Exercise prompt >>
Copy the records below word for word, from the first line through the line that contains "MdPerson, MdArrowDropDown, MdKeyboardArrowUp", and leave out any pictures.

Raw records >>
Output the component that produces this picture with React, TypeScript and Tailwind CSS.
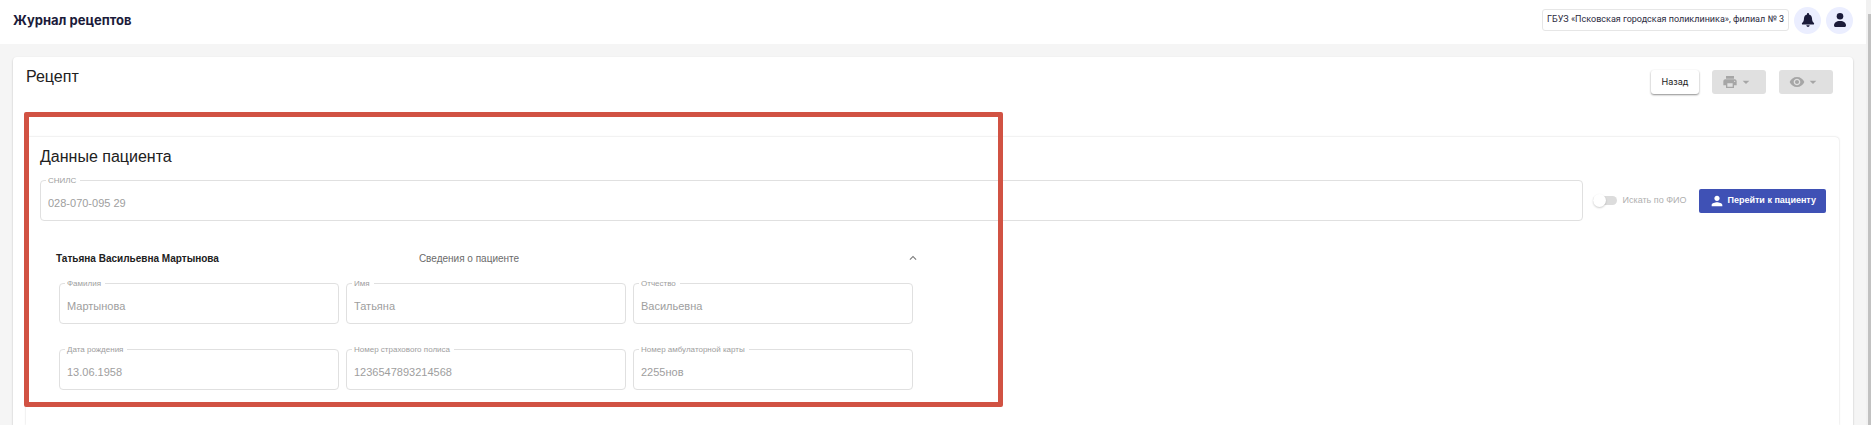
import React, { useState } from "react";
import { MdPrint, MdVisibility, MdPerson, MdArrowDropDown, MdKeyboardArrowUp } from "react-icons/md";

interface FieldProps {
  id: string;
  label: string;
  value: string;
  className?: string;
}

const Field = ({ id, label, value, className = "" }: FieldProps) => (
  <div className={`relative ${className}`}>
    <label
      htmlFor={id}
      className="absolute left-[6px] -top-1 px-[2px] pr-1 bg-white text-[8px] leading-[10px] text-[#9e9e9e] whitespace-nowrap"
    >
      {label}
    </label>
    <input
      id={id}
      value={value}
      disabled
      className="block w-full h-[41px] px-[7px] pt-1 rounded-[4px] border border-[#e0e0e0] bg-transparent text-[11px] text-[#9e9e9e]"
    />
  </div>
);

const BellIcon = () => (
  <svg viewBox="0 0 14 14" className="w-[14px] h-[14px]" fill="#1b1b3a">
    <path d="M7 0C6.400 0 6 .4 6 1v.4C4.200 1.800 3.100 3.300 3 5.200 2.900 7.700 2.500 8.600 1.300 9.700c-.8.8-.4 1.800.6 1.800h10.200c1 0 1.400-1 .6-1.800C11.500 8.600 11.100 7.700 11 5.200c-.1-1.900-1.200-3.400-3-3.800V1c0-.6-.4-1-1-1z" />
    <path d="M5.300 12.300h3.400C8.500 13.300 7.800 14 7 14s-1.500-.7-1.700-1.700z" />
  </svg>
);

const UserIcon = () => (
  <svg viewBox="0 0 14 14" className="w-[14px] h-[14px]" fill="#1b1b3a">
    <circle cx="7" cy="3.300" r="3.300" />
    <path d="M1 12.500C1 9.800 3.200 8 7 8s6 1.800 6 4.500c0 .9-.6 1.500-1.500 1.500h-9C1.600 14 1 13.400 1 12.500z" />
  </svg>
);

const patientFields = [
  { id: "surname", label: "Фамилия", value: "Мартынова" },
  { id: "name", label: "Имя", value: "Татьяна" },
  { id: "patronymic", label: "Отчество", value: "Васильевна" },
  { id: "birthday", label: "Дата рождения", value: "13.06.1958" },
  { id: "policy", label: "Номер страхового полиса", value: "1236547893214568" },
  { id: "card", label: "Номер амбулаторной карты", value: "2255нов" },
];

const Header = () => (
  <header className="h-11 flex items-center justify-between px-[13px] pb-1 bg-white">
    <h1 className="font-['Inter',sans-serif] text-[13px] leading-4 font-bold text-[#1b1b3a]">Журнал рецептов</h1>
    <div className="flex items-center gap-[5px]">
      <div className="h-[22px] flex items-center px-1 rounded-[3px] border border-[#e6e6e6] font-['Roboto',sans-serif] text-[9px] text-[#2b2b40] whitespace-nowrap">
        ГБУЗ «Псковская городская поликлиника», филиал № 3
      </div>
      <button aria-label="Уведомления" className="w-[27px] h-[27px] flex items-center justify-center rounded-full bg-[#ebeeff]">
        <BellIcon />
      </button>
      <button aria-label="Профиль" className="w-[27px] h-[27px] flex items-center justify-center rounded-full bg-[#ebeeff]">
        <UserIcon />
      </button>
    </div>
  </header>
);

const PatientData = () => {
  const [open, setOpen] = useState(true);

  return (
    <section className="relative flex-1 ml-[13px] mr-[14px] pl-[14px] pr-[13px] pt-[10px] rounded-t-[4px] bg-white shadow-[0_0_2px_rgba(0,0,0,0.2)]">
      <h3 className="text-[16px] leading-5 text-[#212121]">Данные пациента</h3>
      <div className="flex items-center mt-[13px]">
        <Field id="snils" label="СНИЛС" value="028-070-095 29" className="flex-1" />
        <label className="flex items-center ml-[10px] text-[9px] text-[#b0b0b0]">
          <input
            type="checkbox"
            disabled
            className="appearance-none relative w-6 h-[9px] mr-[6px] rounded-full bg-[#dcdcdc] before:absolute before:left-0 before:-top-[2px] before:w-[13px] before:h-[13px] before:rounded-full before:bg-white before:shadow-[0_1px_2px_rgba(0,0,0,0.2)]"
          />
          Искать по ФИО
        </label>
        <button className="h-6 flex items-center gap-[2px] ml-[13px] px-[10px] rounded-[2px] bg-[#3f51b5] text-[9px] font-bold text-white whitespace-nowrap">
          <MdPerson className="w-4 h-4" />
          Перейти к пациенту
        </button>
      </div>

      <div className="w-1/2 mt-[27px]">
        <button
          onClick={() => setOpen(!open)}
          className="w-full h-5 flex items-center pl-4 pr-[13px] text-left text-[10px]"
        >
          <span className="w-[42%] font-bold text-[#212121]">Татьяна Васильевна Мартынова</span>
          <span className="flex-1 text-[#6b6b6b]">Сведения о пациенте</span>
          <MdKeyboardArrowUp className="w-[14px] h-[14px] text-[#7a7a7a]" />
        </button>
        {open && (
          <div className="grid grid-cols-3 gap-x-[7px] gap-y-[25px] pl-[19px] pr-5 mt-[15px]">
            {patientFields.map((field) => (
              <Field key={field.id} {...field} />
            ))}
          </div>
        )}
      </div>

      {/* Highlight frame */}
      <div className="absolute -left-[2px] -top-[25px] w-[54%] h-[295px] rounded-[2px] border-[5px] border-[#d15243] pointer-events-none" />
    </section>
  );
};

const App = () => (
  <div className="min-h-screen flex bg-[#f5f5f5] font-['Liberation_Sans',Arial,sans-serif]">
    <div className="flex-1 flex flex-col">
      <Header />
      <main className="flex-1 flex flex-col mt-[13px] mx-[13px] rounded-t-[4px] bg-white shadow-[0_1px_2px_rgba(0,0,0,0.25)]">
        <div className="h-20 flex items-start justify-between pl-[13px] pr-5">
          <h2 className="mt-[10px] text-[16px] leading-5 text-[#212121]">Рецепт</h2>
          <div className="flex gap-[13px] mt-[13px]">
            <button className="w-12 h-6 rounded-[3px] bg-white font-['Inter',sans-serif] text-[9px] text-[#212121] shadow-[0_1px_2px_rgba(0,0,0,0.45)]">
              Назад
            </button>
            <button disabled aria-label="Печать" className="w-[54px] h-6 flex items-center pl-[10px] rounded-[3px] bg-[#e0e0e0] text-[#a6a6a6]">
              <MdPrint className="w-4 h-4" />
              <MdArrowDropDown className="w-4 h-4" />
            </button>
            <button disabled aria-label="Просмотр" className="w-[54px] h-6 flex items-center pl-[10px] rounded-[3px] bg-[#e0e0e0] text-[#a6a6a6]">
              <MdVisibility className="w-4 h-4" />
              <MdArrowDropDown className="w-4 h-4" />
            </button>
          </div>
        </div>
        <PatientData />
      </main>
    </div>
    {/* Scroll track */}
    <div className="w-[5px] flex pt-[14px] pl-[2px] bg-[#f1f1f1]">
      <div className="flex-1 bg-[#c1c1c1]" />
    </div>
  </div>
);

export default App;
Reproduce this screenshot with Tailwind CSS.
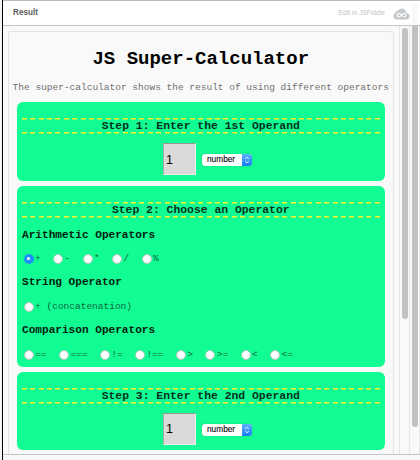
<!DOCTYPE html>
<html lang="en">
<head>
<meta charset="utf-8">
<title>JS Super-Calculator</title>
<script src="https://cdn.jsdelivr.net/npm/@tailwindcss/browser@4"></script>
</head>
<body class="w-[420px] h-[460px] overflow-hidden bg-[#f9f9f9] font-['Courier_New','Liberation_Mono',monospace] text-[9.5px]">
<div class="relative flex h-[460px] w-[420px]">
  <div class="w-[3px] shrink-0 border-r border-black bg-[#f4f4f4]"></div>
  <div class="flex w-[417px] flex-col">
    <header class="flex h-[26px] shrink-0 items-center justify-between border-t border-b border-t-[#b9bbbe] border-b-[#c3c5c8] bg-white pl-[10px] pr-[10px] font-['Liberation_Sans',sans-serif]">
      <span class="text-[8.2px] font-bold leading-none text-[#5c5c5c]">Result</span>
      <div class="flex items-center gap-[8px]">
        <span class="text-[6.7px] leading-none text-[#bfc1c4]">Edit in JSFiddle</span>
        <svg class="mt-[2px]" width="17" height="12" viewBox="0 0 17 12">
          <path d="M4 11.5C1.7 11.5.3 10 .3 8.200c0-1.300.8-2.400 1.900-2.900C2 3.700 3.200 2.700 4.600 3 5.500 1.200 7 .4 8.700.4c2.500 0 4.500 1.800 4.800 4.300 1.900.3 3.200 1.700 3.200 3.400 0 2-1.500 3.400-3.600 3.400z" fill="#c6c9cc"/>
          <path d="M8.500 7C7.500 5.900 6.800 5.200 5.900 5.200a1.800 1.800 0 0 0 0 3.600c1 0 1.700-.8 2.600-1.800s1.600-1.800 2.600-1.800a1.800 1.800 0 0 1 0 3.600C10.200 8.800 9.500 8.100 8.500 7z" fill="none" stroke="#fff" stroke-width="1.100"/>
        </svg>
      </div>
    </header>
    <div class="flex h-[428px] shrink-0">
      <main class="flex w-[396px] shrink-0 flex-col border-l border-white pl-[4px] pr-[5px] pt-[5px]">
        <div class="flex h-[423px] flex-col rounded-t-[3px] border border-b-0 border-[#e3e3e3] pl-[8px] pr-[8.5px]">
          <h1 class="mt-[14.5px] h-[24px] text-center text-[19px] font-bold leading-[24px] text-black">JS Super-Calculator</h1>
          <p class="-mx-[8px] mt-[10px] h-[14px] whitespace-nowrap text-center leading-[14px] text-[#707070]">The super-calculator shows the result of using different operators</p>

          <section class="mt-[7.500px] h-[78.500px] shrink-0 rounded-[6px] bg-[#11fc93] px-[5px] pt-[15.500px]">
            <div class="h-[16px] bg-[repeating-linear-gradient(90deg,#fff02a_0_5px,transparent_5px_8.400px),repeating-linear-gradient(90deg,#fff02a_0_5px,transparent_5px_8.400px)] bg-[length:100%_1.500px] bg-[position:top,bottom] bg-no-repeat">
              <h2 class="text-center text-[11.400px] font-bold leading-[16px] text-[#06301d]">Step 1: Enter the 1st Operand</h2>
            </div>
            <div class="mt-[9.500px] flex items-center pl-[141px]">
              <div class="flex h-[32px] w-[33px] items-center border border-t-[#8f9a95] border-l-[#a5ada9] border-r-[#eee] border-b-[#eee] bg-[#dadada] pl-[2px] pt-[2px] font-['Liberation_Sans',sans-serif] text-[12.500px] leading-none text-black">1</div>
              <div class="ml-[6px] mt-[2px] flex h-[12px] w-[50px] overflow-hidden rounded-[3px] bg-white font-['Liberation_Sans',sans-serif] shadow-[0_0_1px_#0007]">
                <span class="w-[39.500px] pl-[5px] text-[8.300px] leading-[11.500px] text-black [-webkit-text-stroke:0.1px_black]">number</span>
                <span class="flex w-[10.500px] items-center justify-center bg-linear-to-b from-[#5bb2fb] to-[#107cf7]"><svg width="6" height="8" viewBox="0 0 6 8" fill="none" stroke="#fff" stroke-width="0.9"><path d="M1.200 3 3 1.200 4.800 3M1.200 5 3 6.800 4.800 5"/></svg></span>
              </div>
            </div>
          </section>

          <section class="mt-[5.500px] h-[180.500px] shrink-0 rounded-[6px] bg-[#11fc93] px-[5px] pt-[15.500px]">
            <div class="h-[16px] bg-[repeating-linear-gradient(90deg,#fff02a_0_5px,transparent_5px_8.400px),repeating-linear-gradient(90deg,#fff02a_0_5px,transparent_5px_8.400px)] bg-[length:100%_1.500px] bg-[position:top,bottom] bg-no-repeat">
              <h2 class="text-center text-[11.400px] font-bold leading-[16px] text-[#06301d]">Step 2: Choose an Operator</h2>
            </div>
            <h3 class="mt-[9px] h-[16px] text-[11.100px] font-bold leading-[16px] text-[#03200f]">Arithmetic Operators</h3>
            <div class="mt-[10px] flex h-[12px] gap-[12.300px] pl-[1.600px] leading-[12px] text-[#09663f]">
              <span class="flex items-center gap-[1.500px]"><i class="flex size-[10px] items-center justify-center rounded-full bg-[#1e90fb]"><i class="size-[3px] rounded-full bg-white"></i></i>+</span>
              <span class="flex items-center gap-[1.500px]"><i class="size-[10px] rounded-full border border-[#a7c9b8] bg-white"></i>-</span>
              <span class="flex items-center gap-[1.500px]"><i class="size-[10px] rounded-full border border-[#a7c9b8] bg-white"></i>*</span>
              <span class="flex items-center gap-[1.500px]"><i class="size-[10px] rounded-full border border-[#a7c9b8] bg-white"></i>/</span>
              <span class="flex items-center gap-[1.500px]"><i class="size-[10px] rounded-full border border-[#a7c9b8] bg-white"></i>%</span>
            </div>
            <h3 class="mt-[9.500px] h-[16px] text-[11.100px] font-bold leading-[16px] text-[#03200f]">String Operator</h3>
            <div class="mt-[10.500px] flex h-[12px] pl-[1.600px] leading-[12px] text-[#09663f]">
              <span class="flex items-center gap-[1.500px]"><i class="size-[10px] rounded-full border border-[#a7c9b8] bg-white"></i>+ (concatenation)</span>
            </div>
            <h3 class="mt-[9.500px] h-[16px] text-[11.100px] font-bold leading-[16px] text-[#03200f]">Comparison Operators</h3>
            <div class="mt-[10.500px] flex h-[12px] gap-[12.300px] pl-[1.600px] leading-[12px] text-[#09663f]">
              <span class="flex items-center gap-[1.500px]"><i class="size-[10px] rounded-full border border-[#a7c9b8] bg-white"></i>==</span>
              <span class="flex items-center gap-[1.500px]"><i class="size-[10px] rounded-full border border-[#a7c9b8] bg-white"></i>===</span>
              <span class="flex items-center gap-[1.500px]"><i class="size-[10px] rounded-full border border-[#a7c9b8] bg-white"></i>!=</span>
              <span class="flex items-center gap-[1.500px]"><i class="size-[10px] rounded-full border border-[#a7c9b8] bg-white"></i>!==</span>
              <span class="flex items-center gap-[1.500px]"><i class="size-[10px] rounded-full border border-[#a7c9b8] bg-white"></i>&gt;</span>
              <span class="flex items-center gap-[1.500px]"><i class="size-[10px] rounded-full border border-[#a7c9b8] bg-white"></i>&gt;=</span>
              <span class="flex items-center gap-[1.500px]"><i class="size-[10px] rounded-full border border-[#a7c9b8] bg-white"></i>&lt;</span>
              <span class="flex items-center gap-[1.500px]"><i class="size-[10px] rounded-full border border-[#a7c9b8] bg-white"></i>&lt;=</span>
            </div>
          </section>

          <section class="mt-[5.500px] h-[78px] shrink-0 rounded-[6px] bg-[#11fc93] px-[5px] pt-[15.500px]">
            <div class="h-[16px] bg-[repeating-linear-gradient(90deg,#fff02a_0_5px,transparent_5px_8.400px),repeating-linear-gradient(90deg,#fff02a_0_5px,transparent_5px_8.400px)] bg-[length:100%_1.500px] bg-[position:top,bottom] bg-no-repeat">
              <h2 class="text-center text-[11.400px] font-bold leading-[16px] text-[#06301d]">Step 3: Enter the 2nd Operand</h2>
            </div>
            <div class="mt-[9px] flex items-center pl-[141px]">
              <div class="flex h-[32px] w-[33px] items-center border border-t-[#8f9a95] border-l-[#a5ada9] border-r-[#eee] border-b-[#eee] bg-[#dadada] pl-[2px] pt-[2px] font-['Liberation_Sans',sans-serif] text-[12.500px] leading-none text-black">1</div>
              <div class="ml-[6px] mt-[2px] flex h-[12px] w-[50px] overflow-hidden rounded-[3px] bg-white font-['Liberation_Sans',sans-serif] shadow-[0_0_1px_#0007]">
                <span class="w-[39.500px] pl-[5px] text-[8.300px] leading-[11.500px] text-black [-webkit-text-stroke:0.1px_black]">number</span>
                <span class="flex w-[10.500px] items-center justify-center bg-linear-to-b from-[#5bb2fb] to-[#107cf7]"><svg width="6" height="8" viewBox="0 0 6 8" fill="none" stroke="#fff" stroke-width="0.9"><path d="M1.200 3 3 1.200 4.800 3M1.200 5 3 6.800 4.800 5"/></svg></span>
              </div>
            </div>
          </section>
        </div>
      </main>
      <div class="flex w-[11px] shrink-0 justify-center border-x border-[#e6e6e6] pt-[2px]"><div class="h-[291px] w-[6px] rounded-full bg-[#c1c1c1]"></div></div>
      <div class="flex w-[10px] shrink-0 justify-center border-r border-[#e6e6e6]"><div class="h-[401px] w-[6px] rounded-b-full bg-[#c1c1c1]"></div></div>
    </div>
    <footer class="h-[6px] border-t border-[#c3c5c8]"></footer>
  </div>
  <div class="absolute left-[412px] top-[3px] h-[22px] w-[6px] rounded-t-full bg-[#f9f9f9]"></div>
</div>
</body>
</html>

Written answer >>
Output the component that produces this picture with React, TypeScript and Tailwind CSS.
import React, { useState } from "react";
import { MdPrint, MdVisibility, MdPerson, MdArrowDropDown, MdKeyboardArrowUp } from "react-icons/md";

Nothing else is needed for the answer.